PHOTO: Vinita Devapiriam, 29, recently bought her first home after a long time saving. Picture: Tim Hunter.
Paying off a mortgage in times past used to take most homebuyers about 20 years – today that’s close to how long some first-time buyers will need to simply save a deposit.
Analysis provided exclusively to the Sunday Telegraph showed first homebuyers in some city areas needed just over 18 years to save a 20 per cent deposit – more than double the eight years it took the average first homebuyer in Sydney as a whole.
The Finder.com.au modelling assumed the buyers paid current median prices, earned the average income of residents in their area and put away about a fifth of their earnings each month.
It comes as ABS and CoreLogic data showed property prices eclipsed growth in wages for all but one of the past five years, leaving aspiring buyers unable to catch up with the market.
This imbalance was the most extreme over the past year.
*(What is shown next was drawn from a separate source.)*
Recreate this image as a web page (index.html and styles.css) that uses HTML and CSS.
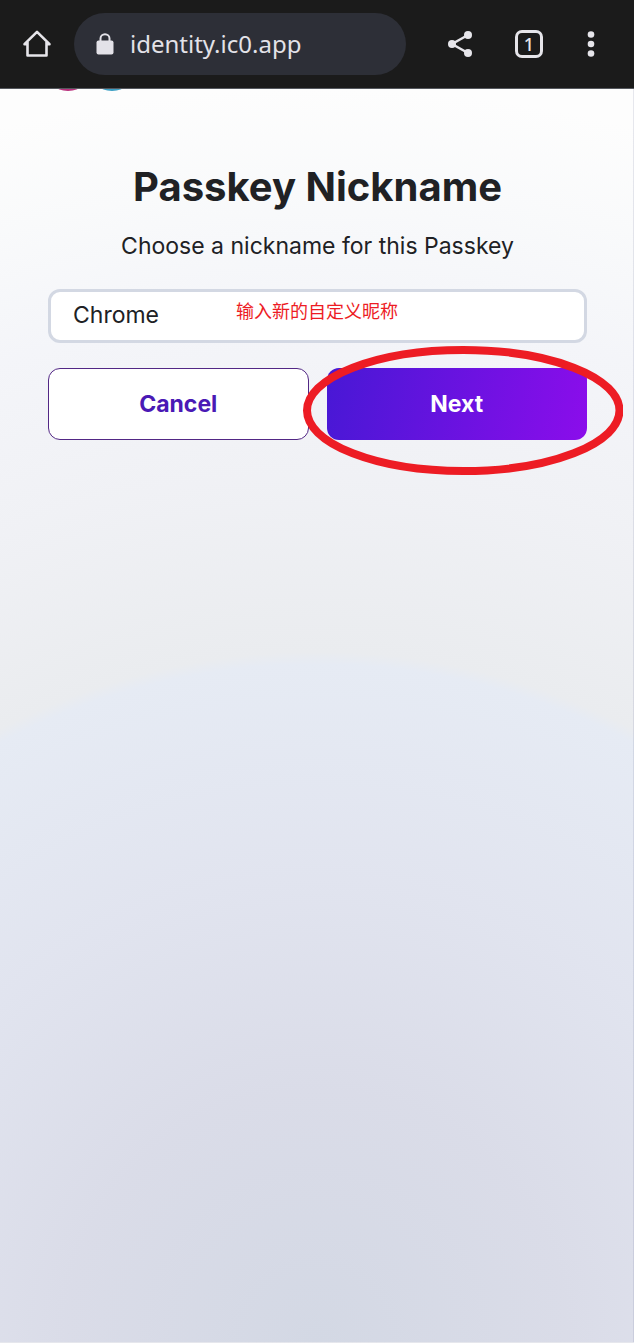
FILE: index.html
```html
<!DOCTYPE html>
<html lang="en">
<head>
<meta charset="utf-8">
<meta name="viewport" content="width=device-width, initial-scale=1">
<title>Passkey Nickname</title>
<link rel="stylesheet" href="styles.css">
</head>
<body>
<header class="browser-bar">
  <button class="icon-button" type="button" aria-label="Home">
    <svg width="30" height="30" viewBox="0 0 30 30" fill="none" stroke="#e6e5ea" stroke-width="2.6" stroke-linejoin="round" stroke-linecap="round"><path d="M2.5 15.2 15 2.8 27.500 15.200M5.500 13V26.500H24.500V13M2.500 15.200H5.500M24.500 15.200H27.500"/></svg>
  </button>
  <div class="address">
    <svg width="18" height="22" viewBox="0 0 18 22" fill="none"><rect x="0.500" y="7.500" width="17" height="14" rx="2" fill="#e3e2e8"/><path d="M4.500 8V5.500a4.500 4.300 0 0 1 9 0V8" stroke="#e3e2e8" stroke-width="2"/></svg>
    <span>identity.ic0.app</span>
  </div>
  <div class="actions">
    <button class="icon-button" type="button" aria-label="Share">
      <svg width="26" height="28" viewBox="0 0 26 28"><path d="M21 5 5 14l16 9" fill="none" stroke="#e6e5ea" stroke-width="2.500"/><g fill="#e6e5ea"><circle cx="21" cy="5" r="4"/><circle cx="5" cy="14" r="4"/><circle cx="21" cy="23" r="4"/></g></svg>
    </button>
    <button class="icon-button tabs" type="button" aria-label="Tabs">1</button>
    <button class="icon-button" type="button" aria-label="More options">
      <svg width="12" height="26" viewBox="0 0 12 26" fill="#e6e5ea"><circle cx="6" cy="3.500" r="3.300"/><circle cx="6" cy="13" r="3.300"/><circle cx="6" cy="22.500" r="3.300"/></svg>
    </button>
  </div>
</header>
<main class="page">
  <svg class="logo-edge" width="72" height="3" viewBox="0 0 72 3"><ellipse cx="12" cy="-3" rx="12" ry="5" fill="#b8317c"/><ellipse cx="56" cy="-3" rx="12" ry="5" fill="#3c9fc4"/></svg>
  <h1 class="title">Passkey Nickname</h1>
  <p class="lead"><label for="nickname">Choose a nickname for this Passkey</label></p>
  <form class="form">
    <div class="field">
      <input class="input" id="nickname" type="text" value="Chrome">
      <span class="note" lang="zh-CN">输入新的自定义昵称</span>
    </div>
    <div class="buttons">
      <button class="button secondary" type="button">Cancel</button>
      <div class="marked">
        <button class="button primary" type="button">Next</button>
        <svg class="ring" viewBox="0 0 320 129" preserveAspectRatio="none"><ellipse cx="160" cy="64.500" rx="156" ry="60.500" fill="none" stroke="#ed1c24" stroke-width="8"/></svg>
      </div>
    </div>
  </form>
</main>
</body>
</html>
```
FILE: styles.css
```css
* {
  box-sizing: border-box;
}

body {
  margin: 0;
  min-height: 100vh;
  display: flex;
  flex-direction: column;
  font-family: Inter, "Noto Sans CJK SC", sans-serif;
  color: #202124;
}

.browser-bar {
  display: flex;
  align-items: center;
  height: 89px;
  padding: 0 37px 1px 22px;
  background: #1b1b1b;
  border-bottom: 1px solid #55585e;
}

.icon-button {
  display: flex;
  align-items: center;
  justify-content: center;
  padding: 0;
  border: 0;
  background: none;
  color: #e6e5ea;
}

.address {
  display: flex;
  flex: 1;
  align-items: center;
  gap: 16px;
  height: 62px;
  margin: 0 41px 0 22px;
  padding: 0 22px;
  border-radius: 31px;
  background: #2d2f37;
  color: #e3e2e8;
  font: 24px/32px "Noto Sans", sans-serif;
}

.actions {
  display: flex;
  align-items: center;
  gap: 42px;
}

.tabs {
  width: 28px;
  height: 28px;
  border: 3px solid #e6e5ea;
  border-radius: 7px;
  font: 500 18px/20px "Noto Sans", sans-serif;
}

.page {
  position: relative;
  flex: 1;
  padding: 73px 46px 48px 48px;
  border: solid rgba(100, 110, 150, 0.15);
  border-width: 0 1px 1px 0;
  background: radial-gradient(circle 1255px at 50% 100%, #d3d8e4 0%, #dadce8 20%, #e1e4ef 37%, #e6ebf4 54%, #eaecef 55%, #f0f1f5 69%, #f4f5f9 82%, #f9fafb 92%, #fdfdfd 100%);
}

.logo-edge {
  position: absolute;
  top: 0;
  left: 56px;
}

.title {
  margin: 0;
  font-size: 40px;
  line-height: 50px;
  font-weight: 700;
  text-align: center;
}

.lead {
  margin: 18px 0 27px;
  font-size: 23px;
  line-height: 32px;
  text-align: center;
}

.field {
  position: relative;
}

.input {
  display: block;
  width: 100%;
  height: 54px;
  padding: 0 22px 2px;
  border: 3px solid #d3d8e3;
  border-radius: 12px;
  background: #fff;
  color: #202124;
  font: 23px/32px Inter, sans-serif;
}

.note {
  position: absolute;
  top: 9px;
  left: 188px;
  color: #ed1c24;
  font: 18px/24px "Noto Sans CJK SC", sans-serif;
  pointer-events: none;
}

.buttons {
  display: grid;
  grid-template-columns: 1fr 1fr;
  gap: 18px;
  margin-top: 25px;
}

.button {
  width: 100%;
  height: 72px;
  padding: 0;
  border-radius: 12px;
  font: 700 23px/32px Inter, sans-serif;
}

.secondary {
  border: 1px solid #522785;
  background: #fff;
  color: #4a19b5;
}

.primary {
  border: 0;
  background: linear-gradient(100deg, #4818d5, #8b0deb);
  color: #fff;
}

.marked {
  position: relative;
}

.ring {
  position: absolute;
  top: -22px;
  left: -24px;
  width: calc(100% + 60px);
  height: 129px;
  pointer-events: none;
}
```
Sydney house prices climbed by 29 per cent and unit values by 12 per cent, but wages grew by an average 2 per cent in the private sector.
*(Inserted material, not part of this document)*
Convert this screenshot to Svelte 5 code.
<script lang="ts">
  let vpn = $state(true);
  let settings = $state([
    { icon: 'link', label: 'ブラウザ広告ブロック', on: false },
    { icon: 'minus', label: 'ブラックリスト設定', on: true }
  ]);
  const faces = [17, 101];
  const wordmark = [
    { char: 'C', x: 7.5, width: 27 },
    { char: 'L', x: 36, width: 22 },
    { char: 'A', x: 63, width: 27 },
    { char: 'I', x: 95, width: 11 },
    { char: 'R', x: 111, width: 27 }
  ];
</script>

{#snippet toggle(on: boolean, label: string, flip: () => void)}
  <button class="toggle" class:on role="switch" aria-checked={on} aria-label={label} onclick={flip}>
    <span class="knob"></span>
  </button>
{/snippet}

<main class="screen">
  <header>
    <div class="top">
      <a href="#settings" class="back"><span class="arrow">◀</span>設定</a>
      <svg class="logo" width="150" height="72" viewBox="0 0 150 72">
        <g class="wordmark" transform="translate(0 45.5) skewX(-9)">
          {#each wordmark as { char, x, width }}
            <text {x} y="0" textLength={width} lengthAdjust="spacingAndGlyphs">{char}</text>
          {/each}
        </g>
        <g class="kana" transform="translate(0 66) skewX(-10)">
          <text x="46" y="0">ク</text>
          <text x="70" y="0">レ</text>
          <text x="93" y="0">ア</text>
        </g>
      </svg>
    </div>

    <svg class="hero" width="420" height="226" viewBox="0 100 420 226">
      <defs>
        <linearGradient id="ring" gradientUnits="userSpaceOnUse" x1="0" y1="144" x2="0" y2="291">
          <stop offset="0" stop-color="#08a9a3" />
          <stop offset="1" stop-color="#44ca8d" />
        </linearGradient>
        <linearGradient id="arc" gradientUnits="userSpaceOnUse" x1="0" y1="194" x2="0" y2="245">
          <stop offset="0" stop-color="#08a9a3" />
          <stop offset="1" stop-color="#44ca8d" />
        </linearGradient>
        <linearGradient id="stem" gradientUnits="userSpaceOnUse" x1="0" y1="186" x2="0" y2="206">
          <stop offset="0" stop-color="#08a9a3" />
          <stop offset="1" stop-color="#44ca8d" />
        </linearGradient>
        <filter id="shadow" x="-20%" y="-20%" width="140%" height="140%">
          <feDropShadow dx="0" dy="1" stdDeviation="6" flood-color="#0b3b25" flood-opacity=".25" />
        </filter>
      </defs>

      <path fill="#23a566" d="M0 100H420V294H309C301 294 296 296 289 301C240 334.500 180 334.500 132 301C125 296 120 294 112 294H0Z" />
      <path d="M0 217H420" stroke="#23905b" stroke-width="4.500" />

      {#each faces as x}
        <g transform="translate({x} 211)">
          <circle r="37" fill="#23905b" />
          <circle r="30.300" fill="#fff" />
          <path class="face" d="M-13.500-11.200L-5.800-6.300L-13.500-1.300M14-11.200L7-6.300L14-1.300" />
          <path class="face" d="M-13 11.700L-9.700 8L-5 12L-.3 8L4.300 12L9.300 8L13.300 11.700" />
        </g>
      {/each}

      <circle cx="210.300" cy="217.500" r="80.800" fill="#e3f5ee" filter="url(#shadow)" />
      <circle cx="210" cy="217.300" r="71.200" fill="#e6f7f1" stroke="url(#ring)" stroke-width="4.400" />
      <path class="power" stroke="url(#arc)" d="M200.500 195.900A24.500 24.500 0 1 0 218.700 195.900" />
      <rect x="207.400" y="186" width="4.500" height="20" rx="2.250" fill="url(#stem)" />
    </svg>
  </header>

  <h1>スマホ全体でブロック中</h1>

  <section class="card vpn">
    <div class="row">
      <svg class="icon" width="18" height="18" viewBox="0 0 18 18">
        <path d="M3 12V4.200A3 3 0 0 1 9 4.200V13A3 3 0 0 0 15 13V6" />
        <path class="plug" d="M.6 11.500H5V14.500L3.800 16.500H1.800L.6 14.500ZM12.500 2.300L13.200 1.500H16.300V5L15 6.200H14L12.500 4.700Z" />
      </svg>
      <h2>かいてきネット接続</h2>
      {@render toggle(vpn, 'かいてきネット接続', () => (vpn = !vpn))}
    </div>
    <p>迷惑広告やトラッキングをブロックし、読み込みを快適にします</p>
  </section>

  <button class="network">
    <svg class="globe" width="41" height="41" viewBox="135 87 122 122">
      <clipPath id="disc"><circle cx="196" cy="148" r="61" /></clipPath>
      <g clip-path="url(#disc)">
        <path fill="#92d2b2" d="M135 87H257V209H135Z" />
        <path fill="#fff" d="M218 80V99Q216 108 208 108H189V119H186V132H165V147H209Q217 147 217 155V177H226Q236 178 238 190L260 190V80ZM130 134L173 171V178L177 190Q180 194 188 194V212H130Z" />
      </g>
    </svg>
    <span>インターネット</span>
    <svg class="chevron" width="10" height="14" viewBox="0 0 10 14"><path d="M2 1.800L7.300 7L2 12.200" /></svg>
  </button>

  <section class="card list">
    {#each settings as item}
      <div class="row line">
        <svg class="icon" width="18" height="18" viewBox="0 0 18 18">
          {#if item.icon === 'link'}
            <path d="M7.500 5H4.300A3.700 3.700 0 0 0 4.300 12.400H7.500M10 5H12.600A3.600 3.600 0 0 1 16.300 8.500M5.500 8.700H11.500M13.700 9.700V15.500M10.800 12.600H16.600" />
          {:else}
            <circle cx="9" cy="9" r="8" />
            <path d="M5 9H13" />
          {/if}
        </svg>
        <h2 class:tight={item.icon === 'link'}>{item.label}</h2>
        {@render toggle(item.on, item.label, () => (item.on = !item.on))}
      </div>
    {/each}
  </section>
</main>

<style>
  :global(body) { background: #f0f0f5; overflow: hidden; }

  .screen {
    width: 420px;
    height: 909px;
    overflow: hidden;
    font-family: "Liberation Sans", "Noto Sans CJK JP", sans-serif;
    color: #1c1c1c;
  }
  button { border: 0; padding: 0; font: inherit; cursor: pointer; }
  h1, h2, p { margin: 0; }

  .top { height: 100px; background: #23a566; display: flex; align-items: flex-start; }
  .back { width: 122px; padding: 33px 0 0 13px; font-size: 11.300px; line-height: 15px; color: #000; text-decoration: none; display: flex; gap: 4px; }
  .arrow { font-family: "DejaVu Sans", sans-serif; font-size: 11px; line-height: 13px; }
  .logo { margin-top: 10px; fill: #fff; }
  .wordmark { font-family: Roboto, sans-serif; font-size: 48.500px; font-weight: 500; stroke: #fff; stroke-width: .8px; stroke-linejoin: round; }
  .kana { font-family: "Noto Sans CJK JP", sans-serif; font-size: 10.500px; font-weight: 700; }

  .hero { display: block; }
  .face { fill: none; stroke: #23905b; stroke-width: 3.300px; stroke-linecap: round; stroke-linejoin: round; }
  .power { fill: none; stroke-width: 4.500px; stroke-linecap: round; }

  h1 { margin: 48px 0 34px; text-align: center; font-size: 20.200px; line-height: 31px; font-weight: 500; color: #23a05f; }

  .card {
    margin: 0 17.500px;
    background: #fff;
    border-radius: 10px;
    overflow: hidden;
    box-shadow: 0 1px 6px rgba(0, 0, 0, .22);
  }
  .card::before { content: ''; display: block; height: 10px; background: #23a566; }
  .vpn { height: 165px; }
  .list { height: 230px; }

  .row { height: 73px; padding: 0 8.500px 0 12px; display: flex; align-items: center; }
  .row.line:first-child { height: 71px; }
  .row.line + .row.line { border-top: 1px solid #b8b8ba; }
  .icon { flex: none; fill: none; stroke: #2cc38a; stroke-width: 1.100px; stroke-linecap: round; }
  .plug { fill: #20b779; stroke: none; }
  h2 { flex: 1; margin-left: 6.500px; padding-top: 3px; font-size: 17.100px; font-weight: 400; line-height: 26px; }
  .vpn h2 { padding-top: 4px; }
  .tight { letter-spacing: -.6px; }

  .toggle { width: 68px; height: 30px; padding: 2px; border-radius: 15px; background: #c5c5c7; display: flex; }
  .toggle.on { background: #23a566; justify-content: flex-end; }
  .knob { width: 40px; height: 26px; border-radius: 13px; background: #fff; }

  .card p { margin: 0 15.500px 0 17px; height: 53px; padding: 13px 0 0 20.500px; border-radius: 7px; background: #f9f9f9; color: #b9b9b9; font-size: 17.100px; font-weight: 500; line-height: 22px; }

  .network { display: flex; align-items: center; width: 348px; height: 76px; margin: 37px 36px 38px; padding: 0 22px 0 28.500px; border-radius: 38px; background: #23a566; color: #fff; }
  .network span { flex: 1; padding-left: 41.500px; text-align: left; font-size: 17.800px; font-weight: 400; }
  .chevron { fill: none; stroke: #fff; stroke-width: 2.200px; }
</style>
Finder money editor Sarah Megginson said the result was first homebuyers facing a “mind boggling” slog to save a deposit.
That deposit hurdle was the most pronounced in the Woollahra council area.
Those earning $161,000 a year, the average household income of residents in the affluent region, needed 18.3 years to save a deposit for a home priced at the area’s current median of $2.97 million.
And that’s not even including the stamp duty costs added on by the NSW government, which would require an additional $147,000 in upfront funds.
There was a similarly daunting deposit hurdle for first homebuyers in the Mosman area, who required 18.1 years of saving, while Waverley buyers needed 16 years.
Buyers in the Randwick, Strathfield and Willoughby areas needed about 14 years of saving.
My Housing Market economist Andrew Wilson said the mounting deposit hurdle showed only those with a “trade in” property could compete in much of the Sydney housing market. “If you don’t have that you’re going to struggle,” he said.
Saving for a deposit in the Woollahra area would take average income earners 18 years.